Avrupa’ya yönelik taşıma hacminiz (ihracat-ithalat transit) nedir?
DFDS Türkiye & Avrupa Güney İş Birimi olarak, Türkiye ile Avrupa arasında yıllık yaklaşık 100.000 treyler taşıması gerçekleştiriyoruz.Bu hacim, DFDS’in Türkiye ile Avrupa arasındaki ticaretin kesintisiz akışını sağlama konusundaki rolünü net bir şekilde ortaya koyuyor.
Avrupa’da nasıl bir lojistik altyapıya (ofis, depo, şirket vb) sahipsiniz?
2025 için hedefleriniz ve planlarınız neler? DFDS, Avrupa’daki köklü lojistik ağı ile Türkiye’nin stratejik konumunu entegre ederek kapsamlı taşımacılık çözümleri sunuyor. 17.000’i aşkın çalışanımız, 20’den fazla ülkedeki operasyonlarımız, 3.200 çekici, 15.000 treyler, haftalık 50 karşılıklı demiryolu seferimiz, limanlarımız, feribot hizmetlerimiz ve depolarımızla sektörün en güçlü lojistik altyapılarından birine sahibiz. 2025 yılı hedeflerimiz arasında organik büyümemizi hızlandırmak, daha geniş bir müşteri kitlesine ulaşmak ve mevcut operasyonlarımızı daha yüksek verimlilikle optimize etmek yer alıyor. Aynı zamanda düşük emisyonlu lojistik çözümlerimizi geliştirmeyi ve dijitalleşme yatırımlarımıza devam etmeyi planlıyoruz.
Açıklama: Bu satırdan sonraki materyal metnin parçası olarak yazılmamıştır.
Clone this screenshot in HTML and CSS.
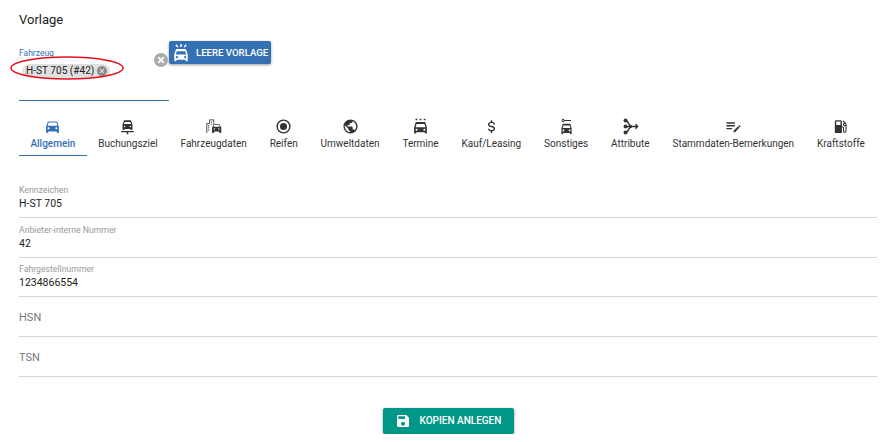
FILE: index.html
```html
<!DOCTYPE html>
<html lang="de">
<head>
    <meta charset="UTF-8">
    <meta name="viewport" content="width=device-width, initial-scale=1.0">
    <title>Vorlage</title>
    <link rel="stylesheet" href="styles.css">
</head>
<body>
    <svg class="icon-defs" aria-hidden="true">
        <symbol id="i-car" viewBox="0 0 24 24"><path d="M5,11L6.5,6.5H17.5L19,11M17.5,16A1.5,1.5 0 0,1 16,14.5A1.5,1.5 0 0,1 17.5,13A1.5,1.5 0 0,1 19,14.5A1.5,1.5 0 0,1 17.5,16M6.5,16A1.5,1.5 0 0,1 5,14.5A1.5,1.5 0 0,1 6.5,13A1.5,1.5 0 0,1 8,14.5A1.5,1.5 0 0,1 6.5,16M18.92,6C18.72,5.42 18.16,5 17.5,5H6.5C5.84,5 5.28,5.42 5.08,6L3,12V20A1,1 0 0,0 4,21H5A1,1 0 0,0 6,20V19H18V20A1,1 0 0,0 19,21H20A1,1 0 0,0 21,20V12L18.92,6Z"/></symbol>
        <symbol id="i-car-pin" viewBox="0 0 24 24"><path d="M7,8.5L8,5.5H16L17,8.5H7M16,13A1,1 0 1,1 16,11A1,1 0 0,1 16,13M8,13A1,1 0 1,1 8,11A1,1 0 0,1 8,13M17.3,4.2C17.1,3.5 16.6,3 16,3H8C7.4,3 6.9,3.5 6.7,4.2L5,9V16A1,1 0 0,0 6,17H7A1,1 0 0,0 8,16V15.5H16V16A1,1 0 0,0 17,17H18A1,1 0 0,0 19,16V9L17.3,4.2Z"/><path d="M3,18.5H21V20H13V23H11V20H3Z"/></symbol>
        <symbol id="i-car-city" viewBox="0 0 24 24"><path d="M2,21V7H6V2H13V9H11.8V3.2H7.2V8.2H3.2V21ZM4.5,10H6V11.5H4.5ZM4.5,13H6V14.5H4.5ZM4.5,16H6V17.5H4.5ZM8.5,5H10V6.5H8.5ZM8.5,8H10V9.5H8.5Z"/><path d="M12,12.5L13,10H20L21,12.5ZM19.7,16.5A1,1 0 1,1 19.7,14.5A1,1 0 0,1 19.7,16.5M13.3,16.5A1,1 0 1,1 13.3,14.5A1,1 0 0,1 13.3,16.5M21,9.8C20.8,9.2 20.4,8.8 20,8.8H13C12.6,8.8 12.2,9.2 12,9.8L10,13.5V20A1,1 0 0,0 11,21H12A1,1 0 0,0 13,20V19H20V20A1,1 0 0,0 21,21H22A1,1 0 0,0 23,20V13.5Z"/></symbol>
        <symbol id="i-radio" viewBox="0 0 24 24"><path d="M12,20A8,8 0 0,1 4,12A8,8 0 0,1 12,4A8,8 0 0,1 20,12A8,8 0 0,1 12,20M12,2A10,10 0 0,0 2,12A10,10 0 0,0 12,22A10,10 0 0,0 22,12A10,10 0 0,0 12,2M12,7A5,5 0 0,0 7,12A5,5 0 0,0 12,17A5,5 0 0,0 17,12A5,5 0 0,0 12,7Z"/></symbol>
        <symbol id="i-earth" viewBox="0 0 24 24"><path d="M17.9,17.39C17.64,16.59 16.89,16 16,16H15V13A1,1 0 0,0 14,12H8V10H10A1,1 0 0,0 11,9V7H13A2,2 0 0,0 15,5V4.59C17.93,5.77 20,8.64 20,12C20,14.08 19.2,15.97 17.9,17.39M11,19.93C7.05,19.44 4,16.08 4,12C4,11.38 4.08,10.78 4.21,10.21L9,15V16A2,2 0 0,0 11,18M12,2A10,10 0 0,0 2,12A10,10 0 0,0 12,22A10,10 0 0,0 22,12A10,10 0 0,0 12,2Z"/></symbol>
        <symbol id="i-car-dots" viewBox="0 0 24 24"><path d="M5,1H7.5V3H5ZM10.75,1H13.25V3H10.75ZM16.5,1H19V3H16.5Z"/><path d="M5,13L6.5,8.5H17.5L19,13M17.5,18A1.5,1.5 0 1,1 17.5,15A1.5,1.5 0 0,1 17.5,18M6.5,18A1.5,1.5 0 1,1 6.5,15A1.5,1.5 0 0,1 6.5,18M18.92,6.5C18.72,5.9 18.16,5.5 17.5,5.5H6.5C5.84,5.5 5.28,5.9 5.08,6.5L3,13V21A1,1 0 0,0 4,22H5A1,1 0 0,0 6,21V20H18V21A1,1 0 0,0 19,22H20A1,1 0 0,0 21,21V13Z"/></symbol>
        <symbol id="i-usd" viewBox="0 0 24 24"><path d="M7,15H9C9,16.08 10.37,17 12,17C13.63,17 15,16.08 15,15C15,13.9 13.96,13.5 11.76,12.97C9.64,12.44 7,11.78 7,9C7,7.21 8.47,5.69 11,5.18V3H13V5.18C15.53,5.69 17,7.21 17,9H15C15,7.92 13.63,7 12,7C10.37,7 9,7.92 9,9C9,10.1 10.04,10.5 12.24,11.03C14.36,11.56 17,12.22 17,15C17,16.79 15.53,18.31 13,18.82V21H11V18.82C8.47,18.31 7,16.79 7,15Z"/></symbol>
        <symbol id="i-car-key" viewBox="0 0 24 24"><g transform="translate(2.4 0) scale(.8 1)"><path d="M6,1A2.5,2.5 0 1,1 6,6A2.5,2.5 0 0,1 6,1M6,2.5A1,1 0 1,0 6,4.5A1,1 0 0,0 6,2.5M8,2.7H20V4.3H8Z"/><path d="M5,14L6.5,10.5H17.5L19,14M17.5,19A1.5,1.5 0 1,1 17.5,16A1.5,1.5 0 0,1 17.5,19M6.5,19A1.5,1.5 0 1,1 6.5,16A1.5,1.5 0 0,1 6.5,19M18.92,8.8C18.72,8.3 18.16,8 17.5,8H6.5C5.84,8 5.28,8.3 5.08,8.8L3,14V22A1,1 0 0,0 4,23H5A1,1 0 0,0 6,22V21H18V22A1,1 0 0,0 19,23H20A1,1 0 0,0 21,22V14Z"/></g></symbol>
        <symbol id="i-branch" viewBox="0 0 24 24"><circle cx="5" cy="3.5" r="2.8"/><circle cx="5" cy="12" r="2.8"/><circle cx="5" cy="20.5" r="2.8"/><path d="M5,3.5C9,3.5 9,11 13,11.2V12.8C9,13 9,20.5 5,20.5" fill="none" stroke="currentColor" stroke-width="2.2"/><path d="M5,11H19V7.5L23.5,12L19,16.5V13H5Z"/></symbol>
        <symbol id="i-note" viewBox="0 0 24 24"><path d="M2,6V8H14V6H2M2,10V12H14V10H2M20.04,10.13C19.9,10.13 19.76,10.19 19.65,10.3L18.65,11.3L20.7,13.35L21.7,12.35C21.92,12.14 21.92,11.79 21.7,11.58L20.42,10.3C20.31,10.19 20.18,10.13 20.04,10.13M18.07,11.88L12,17.94V20H14.06L20.12,13.93L18.07,11.88M2,14V16H10V14H2Z"/></symbol>
        <symbol id="i-gas" viewBox="0 0 24 24"><path d="M18,10A1,1 0 0,1 17,9A1,1 0 0,1 18,8A1,1 0 0,1 19,9A1,1 0 0,1 18,10M12,10H6V5H12M19.77,7.23L19.78,7.22L16.06,3.5L15,4.56L17.11,6.67C16.17,7 15.5,7.93 15.5,9A2.5,2.5 0 0,0 18,11.5C18.36,11.5 18.69,11.42 19,11.29V18.5A1,1 0 0,1 18,19.5A1,1 0 0,1 17,18.5V14C17,12.89 16.1,12 15,12H14V5C14,3.89 13.1,3 12,3H6C4.89,3 4,3.89 4,5V21H14V13.5H15.5V18.5A2.5,2.5 0 0,0 18,21A2.5,2.5 0 0,0 20.5,18.5V9C20.5,8.31 20.22,7.68 19.77,7.23Z"/></symbol>
        <symbol id="i-close" viewBox="0 0 24 24"><path d="M12,2C17.53,2 22,6.47 22,12C22,17.53 17.53,22 12,22C6.47,22 2,17.53 2,12C2,6.47 6.47,2 12,2M15.59,7L12,10.59L8.41,7L7,8.41L10.59,12L7,15.59L8.41,17L12,13.41L15.59,17L17,15.59L13.41,12L17,8.41L15.59,7Z"/></symbol>
        <symbol id="i-car-light" viewBox="0 0 24 24"><path d="M11,0H13V4H11ZM4.5,1.5L6,0.2L8.5,3.5L7,4.8ZM19.5,1.5L18,0.2L15.5,3.5L17,4.8Z"/><path d="M5,14L6.5,9.5H17.5L19,14M17.5,19A1.5,1.5 0 1,1 17.5,16A1.5,1.5 0 0,1 17.5,19M6.5,19A1.5,1.5 0 1,1 6.5,16A1.5,1.5 0 0,1 6.5,19M18.92,7.5C18.72,6.9 18.16,6.5 17.5,6.5H6.5C5.84,6.5 5.28,6.9 5.08,7.5L3,14V22A1,1 0 0,0 4,23H5A1,1 0 0,0 6,22V21H18V22A1,1 0 0,0 19,23H20A1,1 0 0,0 21,22V14Z"/></symbol>
        <symbol id="i-save" viewBox="0 0 24 24"><path d="M15,9H5V5H15M12,19A3,3 0 0,1 9,16A3,3 0 0,1 12,13A3,3 0 0,1 15,16A3,3 0 0,1 12,19M17,3H5C3.89,3 3,3.9 3,5V19A2,2 0 0,0 5,21H19A2,2 0 0,0 21,19V7L17,3Z"/></symbol>
    </svg>

    <div class="page">
        <h1 class="title">Vorlage</h1>

        <div class="template-row">
            <div class="vehicle-select">
                <label class="select-label">Fahrzeug</label>
                <span class="chip">H-ST 705 (#42)<svg class="chip-close"><use href="#i-close"/></svg></span>
                <svg class="clear-btn" viewBox="0 0 14 14"><circle cx="7" cy="7" r="7"/><path d="M4.2,4.2L9.8,9.8M9.8,4.2L4.2,9.8"/></svg>
                <svg class="marker" viewBox="0 0 116 26"><ellipse cx="58" cy="13" rx="56" ry="11"/></svg>
            </div>
            <button class="btn btn-blue"><svg class="btn-icon"><use href="#i-car-light"/></svg>Leere Vorlage</button>
        </div>

        <nav class="tabs">
            <a class="tab active"><svg><use href="#i-car"/></svg>Allgemein</a>
            <a class="tab"><svg><use href="#i-car-pin"/></svg>Buchungsziel</a>
            <a class="tab"><svg><use href="#i-car-city"/></svg>Fahrzeugdaten</a>
            <a class="tab"><svg><use href="#i-radio"/></svg>Reifen</a>
            <a class="tab"><svg><use href="#i-earth"/></svg>Umweltdaten</a>
            <a class="tab"><svg><use href="#i-car-dots"/></svg>Termine</a>
            <a class="tab"><svg><use href="#i-usd"/></svg>Kauf/Leasing</a>
            <a class="tab"><svg><use href="#i-car-key"/></svg>Sonstiges</a>
            <a class="tab"><svg><use href="#i-branch"/></svg>Attribute</a>
            <a class="tab"><svg><use href="#i-note"/></svg>Stammdaten-Bemerkungen</a>
            <a class="tab"><svg><use href="#i-gas"/></svg>Kraftstoffe</a>
        </nav>

        <div class="fields">
            <div class="field"><span class="field-label">Kennzeichen</span><span class="field-value">H-ST 705</span></div>
            <div class="field"><span class="field-label">Anbieter-interne Nummer</span><span class="field-value">42</span></div>
            <div class="field"><span class="field-label">Fahrgestellnummer</span><span class="field-value">1234866554</span></div>
            <div class="field empty"><span class="field-placeholder">HSN</span></div>
            <div class="field empty"><span class="field-placeholder">TSN</span></div>
        </div>

        <div class="actions">
            <button class="btn btn-green"><svg class="btn-icon"><use href="#i-save"/></svg>Kopien anlegen</button>
        </div>
    </div>
</body>
</html>
```

FILE: styles.css
```css
* {
    box-sizing: border-box;
}

body {
    margin: 0;
    background: #fff;
    color: #212121;
    font-family: Roboto, "Liberation Sans", sans-serif;
}

.icon-defs {
    display: none;
}

.page {
    padding: 13px 19px 0;
}

.title {
    margin: 0;
    font-size: 13px;
    line-height: 14px;
    font-weight: 400;
}

/* Fahrzeug-Auswahl */
.template-row {
    display: flex;
    align-items: flex-start;
    margin-top: 14px;
}

.vehicle-select {
    position: relative;
    width: 150px;
    height: 53px;
    margin-top: 7px;
    border-bottom: 1px solid #3570b5;
}

.select-label {
    display: block;
    color: #3570b5;
    font-size: 8.5px;
    line-height: 11px;
}

.chip {
    display: inline-flex;
    align-items: center;
    gap: 2px;
    height: 14px;
    margin: 1px 0 0 3px;
    padding: 0 2px 0 4px;
    border-radius: 7px;
    background: #e0e0e0;
    font-size: 10.1px;
}

.chip-close {
    width: 12px;
    height: 12px;
    fill: #8a8a8a;
}

.clear-btn {
    position: absolute;
    top: 5px;
    left: 135px;
    width: 14px;
    height: 14px;
    fill: #aaa;
    stroke: #fff;
    stroke-width: 1.8;
}

.clear-btn circle {
    stroke: none;
}

.marker {
    position: absolute;
    top: 7px;
    left: -10px;
    width: 116px;
    height: 26px;
    fill: none;
    stroke: #e2101c;
    stroke-width: 1.5;
}

/* Buttons */
.btn {
    display: inline-flex;
    align-items: center;
    border: none;
    border-radius: 2px;
    color: #fff;
    font-family: inherit;
    font-weight: 500;
    text-transform: uppercase;
    box-shadow: 0 1px 3px rgba(0,0,0,0.4);
}

.btn-icon {
    fill: #fff;
}

.btn-blue {
    height: 23px;
    width: 102px;
    padding: 0 0 0 3px;
    background: #3570b5;
    font-size: 9.6px;
}

.btn-blue .btn-icon {
    width: 18px;
    height: 18px;
    margin-right: 6px;
}

.btn-green {
    height: 26px;
    width: 131px;
    padding: 0 0 0 12px;
    background: #009688;
    font-size: 10px;
}

.btn-green .btn-icon {
    width: 16px;
    height: 16px;
    margin-right: 9px;
}

/* Tabs */
.tabs {
    display: flex;
    margin-top: 16px;
}

.tab {
    display: flex;
    flex-direction: column;
    align-items: center;
    height: 39px;
    padding: 1px 11.45px 0;
    color: #333;
    font-size: 10px;
    line-height: 14px;
    white-space: nowrap;
}

.tab svg {
    width: 17px;
    height: 17px;
    margin-bottom: 2px;
    fill: #333;
}

.tab.active {
    color: #3570b5;
    font-weight: 500;
    border-bottom: 1px solid #3570b5;
}

.tab.active svg {
    fill: #3570b5;
}

/* Felder */
.fields {
    margin-top: 22px;
}

.field {
    display: flex;
    flex-direction: column;
    justify-content: flex-end;
    height: 39.8px;
    padding-bottom: 7px;
    border-bottom: 1px solid #d5d5d5;
}

.field-label {
    margin-bottom: 1px;
    color: #999;
    font-size: 8.7px;
    line-height: 12px;
}

.field-value {
    color: #212121;
    font-size: 10.5px;
    line-height: 13px;
}

.field.empty {
    justify-content: center;
    padding: 2px 0 0;
}

.field-placeholder {
    color: #777;
    font-size: 11px;
}

.actions {
    display: flex;
    justify-content: center;
    margin-top: 31px;
}
```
Avrupa Yeşil Mutabakatı, lojistik sektörünü nasıl etkileyecek? Siz bu sürece nasıl hazırlanıyorsunuz?
Avrupa Yeşil Mutabakatı ve Emisyon Ticaret Sistemi (ETS), lojistik sektörünü karbon emisyonunun azaltıldığı ve daha sürdürülebilir taşımacılık modellerine yönlendiren önemli düzenlemelerdir. DFDS olarak bu yeşil dönüşüme kararlılıkla hazırlanıyoruz. Filomuza elektrikli tırları dahil ediyor, intermodal taşımacılığı yaygınlaştırıyor, enerji verimliliğimizi artırıyor ve geçiş yakıtı olarak HVO gibi daha düşük emisyonlu çözümler kullanarak lojistik operasyonlarımızın karbon ayak izini düşürüyoruz. Bu nedenle, düşük emisyonlu taşımacılığı destekleyen düzenlemeleri memnuniyetle karşılıyoruz. Yeşil Mutabakat’ı bir yasal zorunluluk olarak değil, geleceğe yapılan stratejik bir yatırım olarak görüyoruz. Bu doğrultuda, operasyonlarımızı mümkün olan en kısa sürede karbonsuzlaştırma hedefiyle çalışmalarımızı sürdürüyoruz.